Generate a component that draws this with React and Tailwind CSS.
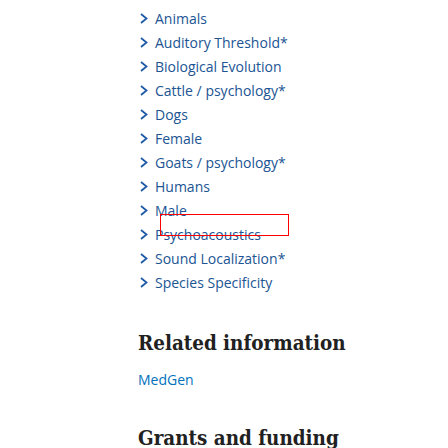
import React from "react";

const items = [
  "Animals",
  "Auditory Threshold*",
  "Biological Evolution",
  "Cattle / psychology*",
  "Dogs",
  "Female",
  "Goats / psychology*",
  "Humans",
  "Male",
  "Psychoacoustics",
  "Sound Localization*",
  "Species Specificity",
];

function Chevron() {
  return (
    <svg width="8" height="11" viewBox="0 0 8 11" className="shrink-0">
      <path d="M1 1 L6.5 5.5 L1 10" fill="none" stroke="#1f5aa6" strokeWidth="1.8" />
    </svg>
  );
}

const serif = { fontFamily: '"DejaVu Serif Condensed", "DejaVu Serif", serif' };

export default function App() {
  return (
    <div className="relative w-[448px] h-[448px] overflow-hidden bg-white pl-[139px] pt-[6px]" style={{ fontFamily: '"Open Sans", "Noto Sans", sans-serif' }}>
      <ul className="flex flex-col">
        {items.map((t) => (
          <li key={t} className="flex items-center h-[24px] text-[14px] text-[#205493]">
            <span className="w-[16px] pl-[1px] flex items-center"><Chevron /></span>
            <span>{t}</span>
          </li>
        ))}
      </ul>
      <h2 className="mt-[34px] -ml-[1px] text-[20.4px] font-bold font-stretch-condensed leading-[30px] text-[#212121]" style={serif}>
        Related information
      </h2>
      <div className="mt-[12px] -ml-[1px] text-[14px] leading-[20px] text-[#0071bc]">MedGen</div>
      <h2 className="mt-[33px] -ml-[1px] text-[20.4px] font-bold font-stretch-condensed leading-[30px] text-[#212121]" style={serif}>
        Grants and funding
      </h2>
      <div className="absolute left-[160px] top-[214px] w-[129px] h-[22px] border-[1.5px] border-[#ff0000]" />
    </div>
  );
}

+ + + + + + +

OBJECTIVE >> Extract the full listing exactly, with the pictures left out.

EXERCISE SOLUTION >>
Generate a component that draws this with React and Tailwind CSS.
import React from "react";

const items = [
  "Animals",
  "Auditory Threshold*",
  "Biological Evolution",
  "Cattle / psychology*",
  "Dogs",
  "Female",
  "Goats / psychology*",
  "Humans",
  "Male",
  "Psychoacoustics",
  "Sound Localization*",
  "Species Specificity",
];

function Chevron() {
  return (
    <svg width="8" height="11" viewBox="0 0 8 11" className="shrink-0">
      <path d="M1 1 L6.5 5.5 L1 10" fill="none" stroke="#1f5aa6" strokeWidth="1.8" />
    </svg>
  );
}

const serif = { fontFamily: '"DejaVu Serif Condensed", "DejaVu Serif", serif' };

export default function App() {
  return (
    <div className="relative w-[448px] h-[448px] overflow-hidden bg-white pl-[139px] pt-[6px]" style={{ fontFamily: '"Open Sans", "Noto Sans", sans-serif' }}>
      <ul className="flex flex-col">
        {items.map((t) => (
          <li key={t} className="flex items-center h-[24px] text-[14px] text-[#205493]">
            <span className="w-[16px] pl-[1px] flex items-center"><Chevron /></span>
            <span>{t}</span>
          </li>
        ))}
      </ul>
      <h2 className="mt-[34px] -ml-[1px] text-[20.4px] font-bold font-stretch-condensed leading-[30px] text-[#212121]" style={serif}>
        Related information
      </h2>
      <div className="mt-[12px] -ml-[1px] text-[14px] leading-[20px] text-[#0071bc]">MedGen</div>
      <h2 className="mt-[33px] -ml-[1px] text-[20.4px] font-bold font-stretch-condensed leading-[30px] text-[#212121]" style={serif}>
        Grants and funding
      </h2>
      <div className="absolute left-[160px] top-[214px] w-[129px] h-[22px] border-[1.5px] border-[#ff0000]" />
    </div>
  );
}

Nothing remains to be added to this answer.